**** MATERIAL PROVIDED

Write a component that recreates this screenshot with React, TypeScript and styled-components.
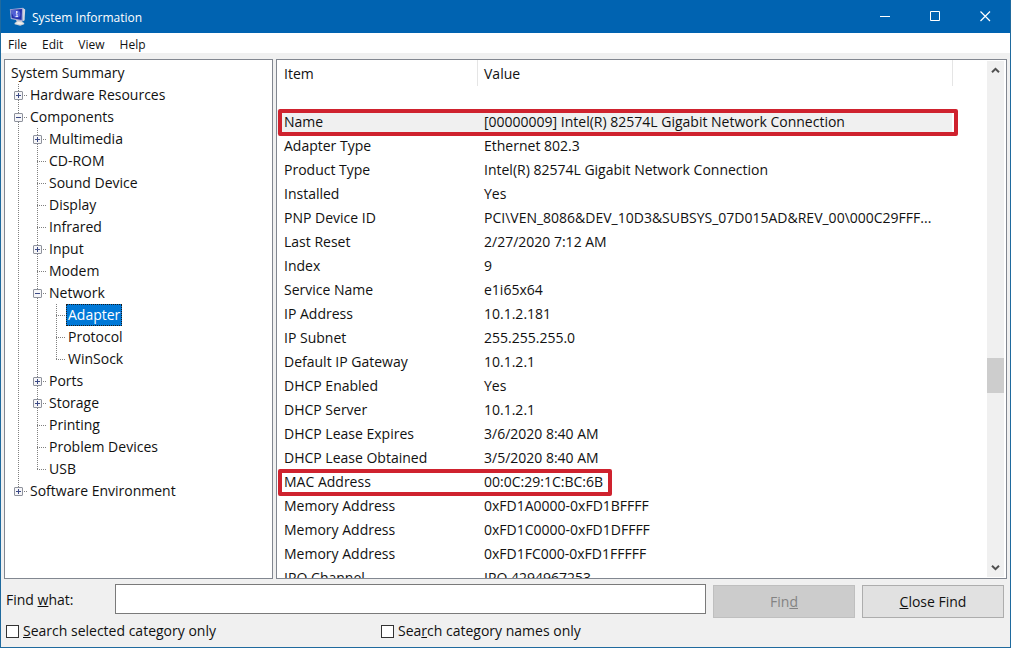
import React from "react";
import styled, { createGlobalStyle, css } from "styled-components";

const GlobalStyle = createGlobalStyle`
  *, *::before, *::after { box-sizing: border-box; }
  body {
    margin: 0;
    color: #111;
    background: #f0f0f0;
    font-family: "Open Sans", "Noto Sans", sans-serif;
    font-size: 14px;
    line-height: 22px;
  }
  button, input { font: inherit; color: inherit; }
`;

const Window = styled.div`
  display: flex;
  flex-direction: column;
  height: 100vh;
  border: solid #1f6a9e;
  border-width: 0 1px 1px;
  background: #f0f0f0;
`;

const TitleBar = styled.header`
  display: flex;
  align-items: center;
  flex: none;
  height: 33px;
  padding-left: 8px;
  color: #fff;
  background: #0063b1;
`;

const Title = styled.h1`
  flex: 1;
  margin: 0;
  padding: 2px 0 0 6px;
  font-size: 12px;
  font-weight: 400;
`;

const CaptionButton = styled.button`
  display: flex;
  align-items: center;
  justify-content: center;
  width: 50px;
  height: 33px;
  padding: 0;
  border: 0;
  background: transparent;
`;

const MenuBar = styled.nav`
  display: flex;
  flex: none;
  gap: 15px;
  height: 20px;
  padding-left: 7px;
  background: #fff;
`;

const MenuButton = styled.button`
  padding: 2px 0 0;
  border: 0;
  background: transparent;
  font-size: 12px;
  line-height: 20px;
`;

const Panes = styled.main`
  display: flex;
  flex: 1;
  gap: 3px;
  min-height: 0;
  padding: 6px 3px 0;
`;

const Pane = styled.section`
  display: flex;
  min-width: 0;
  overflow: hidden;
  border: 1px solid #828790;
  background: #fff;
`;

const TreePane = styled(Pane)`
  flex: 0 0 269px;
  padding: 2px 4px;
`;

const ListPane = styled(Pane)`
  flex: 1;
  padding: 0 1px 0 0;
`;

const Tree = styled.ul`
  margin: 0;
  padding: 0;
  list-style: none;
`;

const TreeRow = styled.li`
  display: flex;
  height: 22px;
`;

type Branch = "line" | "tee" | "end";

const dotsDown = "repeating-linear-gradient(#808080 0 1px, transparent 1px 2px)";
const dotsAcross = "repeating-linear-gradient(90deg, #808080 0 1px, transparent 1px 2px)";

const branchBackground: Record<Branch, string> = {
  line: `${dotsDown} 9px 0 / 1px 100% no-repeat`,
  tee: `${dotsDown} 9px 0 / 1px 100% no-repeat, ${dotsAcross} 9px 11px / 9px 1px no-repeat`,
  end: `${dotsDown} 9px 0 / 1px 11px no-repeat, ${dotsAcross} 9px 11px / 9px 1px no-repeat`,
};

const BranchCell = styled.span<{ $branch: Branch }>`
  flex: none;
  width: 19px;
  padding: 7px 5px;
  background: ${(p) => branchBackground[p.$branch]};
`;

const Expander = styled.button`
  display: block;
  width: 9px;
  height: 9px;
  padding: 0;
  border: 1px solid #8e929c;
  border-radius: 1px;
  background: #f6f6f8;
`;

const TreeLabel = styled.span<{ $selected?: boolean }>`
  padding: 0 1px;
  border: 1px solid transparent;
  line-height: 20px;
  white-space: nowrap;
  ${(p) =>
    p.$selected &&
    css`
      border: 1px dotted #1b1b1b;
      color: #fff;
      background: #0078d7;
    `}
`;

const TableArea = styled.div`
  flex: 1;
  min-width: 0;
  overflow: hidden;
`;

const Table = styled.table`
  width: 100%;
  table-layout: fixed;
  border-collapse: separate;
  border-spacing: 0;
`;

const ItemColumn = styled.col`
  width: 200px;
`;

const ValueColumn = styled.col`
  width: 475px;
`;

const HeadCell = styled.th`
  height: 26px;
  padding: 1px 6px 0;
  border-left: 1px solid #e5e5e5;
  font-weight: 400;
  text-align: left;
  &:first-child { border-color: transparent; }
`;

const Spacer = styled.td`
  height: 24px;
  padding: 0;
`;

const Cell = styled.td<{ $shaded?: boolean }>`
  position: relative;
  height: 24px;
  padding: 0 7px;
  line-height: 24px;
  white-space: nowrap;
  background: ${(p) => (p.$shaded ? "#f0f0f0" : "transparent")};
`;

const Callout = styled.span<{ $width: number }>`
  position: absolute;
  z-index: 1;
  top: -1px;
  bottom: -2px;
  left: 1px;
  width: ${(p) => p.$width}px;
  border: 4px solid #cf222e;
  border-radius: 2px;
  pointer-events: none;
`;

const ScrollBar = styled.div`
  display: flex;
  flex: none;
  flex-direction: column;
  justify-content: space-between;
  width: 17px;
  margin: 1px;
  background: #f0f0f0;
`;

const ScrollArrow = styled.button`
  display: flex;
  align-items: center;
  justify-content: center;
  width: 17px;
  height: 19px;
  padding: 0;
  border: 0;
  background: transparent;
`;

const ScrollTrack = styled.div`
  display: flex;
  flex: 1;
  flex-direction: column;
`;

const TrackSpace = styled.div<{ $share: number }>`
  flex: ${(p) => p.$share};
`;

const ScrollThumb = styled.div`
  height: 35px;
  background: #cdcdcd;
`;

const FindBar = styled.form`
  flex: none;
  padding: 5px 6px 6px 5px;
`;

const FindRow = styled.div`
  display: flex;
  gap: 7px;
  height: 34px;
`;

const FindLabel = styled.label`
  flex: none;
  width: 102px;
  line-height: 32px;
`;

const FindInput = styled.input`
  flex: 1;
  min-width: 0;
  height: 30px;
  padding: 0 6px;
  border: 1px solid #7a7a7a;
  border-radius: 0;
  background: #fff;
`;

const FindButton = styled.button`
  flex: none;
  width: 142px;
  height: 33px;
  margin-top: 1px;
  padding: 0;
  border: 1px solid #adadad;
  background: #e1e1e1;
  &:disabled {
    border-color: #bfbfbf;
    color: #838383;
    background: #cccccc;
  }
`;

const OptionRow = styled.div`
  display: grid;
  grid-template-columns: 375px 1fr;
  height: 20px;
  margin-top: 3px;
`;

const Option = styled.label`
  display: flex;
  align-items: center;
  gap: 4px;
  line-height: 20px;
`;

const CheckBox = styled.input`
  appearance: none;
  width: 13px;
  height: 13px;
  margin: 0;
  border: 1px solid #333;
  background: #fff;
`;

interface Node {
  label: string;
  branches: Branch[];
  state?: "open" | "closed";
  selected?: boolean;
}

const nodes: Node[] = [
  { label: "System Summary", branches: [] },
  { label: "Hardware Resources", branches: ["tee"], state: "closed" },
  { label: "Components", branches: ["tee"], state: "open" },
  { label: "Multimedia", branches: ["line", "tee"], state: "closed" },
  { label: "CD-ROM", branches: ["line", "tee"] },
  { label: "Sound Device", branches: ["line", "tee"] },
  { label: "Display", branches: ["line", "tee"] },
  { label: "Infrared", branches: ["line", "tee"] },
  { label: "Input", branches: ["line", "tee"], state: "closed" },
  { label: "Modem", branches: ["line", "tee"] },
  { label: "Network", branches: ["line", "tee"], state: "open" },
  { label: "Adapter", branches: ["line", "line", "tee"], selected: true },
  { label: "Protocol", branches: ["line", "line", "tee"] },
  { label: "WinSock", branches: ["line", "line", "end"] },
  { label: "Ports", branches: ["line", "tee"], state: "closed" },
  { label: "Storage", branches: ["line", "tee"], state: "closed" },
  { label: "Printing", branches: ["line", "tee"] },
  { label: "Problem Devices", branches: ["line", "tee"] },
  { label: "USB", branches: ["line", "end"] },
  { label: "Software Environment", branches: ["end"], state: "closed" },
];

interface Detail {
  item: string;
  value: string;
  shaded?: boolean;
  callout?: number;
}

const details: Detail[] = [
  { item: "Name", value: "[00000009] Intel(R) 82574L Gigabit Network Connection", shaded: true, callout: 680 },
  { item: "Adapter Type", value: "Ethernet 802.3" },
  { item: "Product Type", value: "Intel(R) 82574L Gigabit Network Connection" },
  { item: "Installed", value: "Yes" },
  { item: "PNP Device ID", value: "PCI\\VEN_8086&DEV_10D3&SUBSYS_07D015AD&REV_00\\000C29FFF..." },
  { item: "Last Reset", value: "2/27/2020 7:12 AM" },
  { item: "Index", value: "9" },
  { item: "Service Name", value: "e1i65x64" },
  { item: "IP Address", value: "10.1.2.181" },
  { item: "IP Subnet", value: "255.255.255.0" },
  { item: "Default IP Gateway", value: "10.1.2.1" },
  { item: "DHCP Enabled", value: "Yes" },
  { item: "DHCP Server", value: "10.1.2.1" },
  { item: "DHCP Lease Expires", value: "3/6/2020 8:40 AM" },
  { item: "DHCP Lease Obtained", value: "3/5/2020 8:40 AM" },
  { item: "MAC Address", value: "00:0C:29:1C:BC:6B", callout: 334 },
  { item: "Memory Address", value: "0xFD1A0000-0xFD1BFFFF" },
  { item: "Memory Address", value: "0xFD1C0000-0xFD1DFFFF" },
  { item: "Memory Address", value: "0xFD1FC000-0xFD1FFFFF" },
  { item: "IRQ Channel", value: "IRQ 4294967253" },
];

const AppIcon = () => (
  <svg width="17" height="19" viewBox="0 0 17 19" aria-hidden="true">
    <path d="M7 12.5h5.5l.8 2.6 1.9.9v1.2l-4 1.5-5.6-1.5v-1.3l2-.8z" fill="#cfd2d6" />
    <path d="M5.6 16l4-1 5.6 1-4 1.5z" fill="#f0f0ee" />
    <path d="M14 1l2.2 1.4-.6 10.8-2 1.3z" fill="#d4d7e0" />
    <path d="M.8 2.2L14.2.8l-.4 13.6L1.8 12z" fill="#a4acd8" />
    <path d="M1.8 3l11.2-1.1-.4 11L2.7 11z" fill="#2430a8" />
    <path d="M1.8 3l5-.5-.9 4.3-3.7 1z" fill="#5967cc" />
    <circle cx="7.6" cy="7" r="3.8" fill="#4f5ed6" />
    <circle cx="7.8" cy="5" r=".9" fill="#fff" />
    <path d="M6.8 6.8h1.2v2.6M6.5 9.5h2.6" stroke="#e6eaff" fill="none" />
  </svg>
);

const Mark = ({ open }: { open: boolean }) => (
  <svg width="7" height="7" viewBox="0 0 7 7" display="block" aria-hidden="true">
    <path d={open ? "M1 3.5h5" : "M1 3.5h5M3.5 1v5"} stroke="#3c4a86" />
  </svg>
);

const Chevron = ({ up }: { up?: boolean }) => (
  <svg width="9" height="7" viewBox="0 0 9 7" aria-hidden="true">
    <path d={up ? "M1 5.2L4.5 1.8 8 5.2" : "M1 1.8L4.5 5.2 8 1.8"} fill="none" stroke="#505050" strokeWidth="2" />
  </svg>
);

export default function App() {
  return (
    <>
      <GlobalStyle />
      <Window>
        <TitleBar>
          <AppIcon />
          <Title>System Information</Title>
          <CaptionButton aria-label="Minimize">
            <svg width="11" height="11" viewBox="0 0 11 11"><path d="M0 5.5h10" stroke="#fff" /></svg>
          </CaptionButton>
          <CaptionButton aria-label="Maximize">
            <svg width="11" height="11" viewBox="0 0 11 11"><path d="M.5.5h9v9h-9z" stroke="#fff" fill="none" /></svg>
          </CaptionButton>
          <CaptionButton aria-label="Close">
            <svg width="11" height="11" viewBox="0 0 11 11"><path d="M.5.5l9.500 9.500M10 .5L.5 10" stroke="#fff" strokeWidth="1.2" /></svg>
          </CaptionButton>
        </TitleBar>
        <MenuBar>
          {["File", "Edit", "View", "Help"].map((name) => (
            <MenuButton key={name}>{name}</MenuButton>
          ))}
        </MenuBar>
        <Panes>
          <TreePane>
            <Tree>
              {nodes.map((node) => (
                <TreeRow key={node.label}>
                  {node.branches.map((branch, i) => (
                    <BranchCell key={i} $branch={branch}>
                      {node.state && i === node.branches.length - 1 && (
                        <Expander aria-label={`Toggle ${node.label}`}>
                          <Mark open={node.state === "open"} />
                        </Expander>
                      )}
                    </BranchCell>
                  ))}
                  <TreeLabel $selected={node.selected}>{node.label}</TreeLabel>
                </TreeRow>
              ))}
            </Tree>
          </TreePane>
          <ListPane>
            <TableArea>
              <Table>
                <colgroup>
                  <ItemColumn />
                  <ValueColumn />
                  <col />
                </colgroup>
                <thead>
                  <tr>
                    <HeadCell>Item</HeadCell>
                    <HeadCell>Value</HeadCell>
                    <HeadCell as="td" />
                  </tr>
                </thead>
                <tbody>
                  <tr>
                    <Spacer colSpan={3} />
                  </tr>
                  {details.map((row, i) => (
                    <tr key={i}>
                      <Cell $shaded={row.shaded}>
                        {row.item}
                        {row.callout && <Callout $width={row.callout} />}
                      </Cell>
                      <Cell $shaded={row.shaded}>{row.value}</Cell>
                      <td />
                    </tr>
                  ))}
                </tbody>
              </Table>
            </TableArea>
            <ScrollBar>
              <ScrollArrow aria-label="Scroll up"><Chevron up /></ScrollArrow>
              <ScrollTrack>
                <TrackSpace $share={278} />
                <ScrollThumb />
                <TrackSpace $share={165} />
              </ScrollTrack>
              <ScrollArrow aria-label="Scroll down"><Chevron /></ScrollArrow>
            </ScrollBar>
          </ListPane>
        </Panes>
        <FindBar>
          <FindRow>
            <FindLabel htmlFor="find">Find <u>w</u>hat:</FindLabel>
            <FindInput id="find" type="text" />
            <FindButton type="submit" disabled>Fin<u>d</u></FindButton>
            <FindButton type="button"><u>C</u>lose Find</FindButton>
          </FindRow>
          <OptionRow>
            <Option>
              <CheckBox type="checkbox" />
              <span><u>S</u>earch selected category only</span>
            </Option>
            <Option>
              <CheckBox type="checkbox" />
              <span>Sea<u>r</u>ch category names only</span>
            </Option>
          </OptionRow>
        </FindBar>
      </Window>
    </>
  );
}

********

* **WHAT IS REQUIRED**:
Read the data above and pull out each line that holds the string "React".

* **WRITTEN ANSWER**:
Write a component that recreates this screenshot with React, TypeScript and styled-components.
import React from "react";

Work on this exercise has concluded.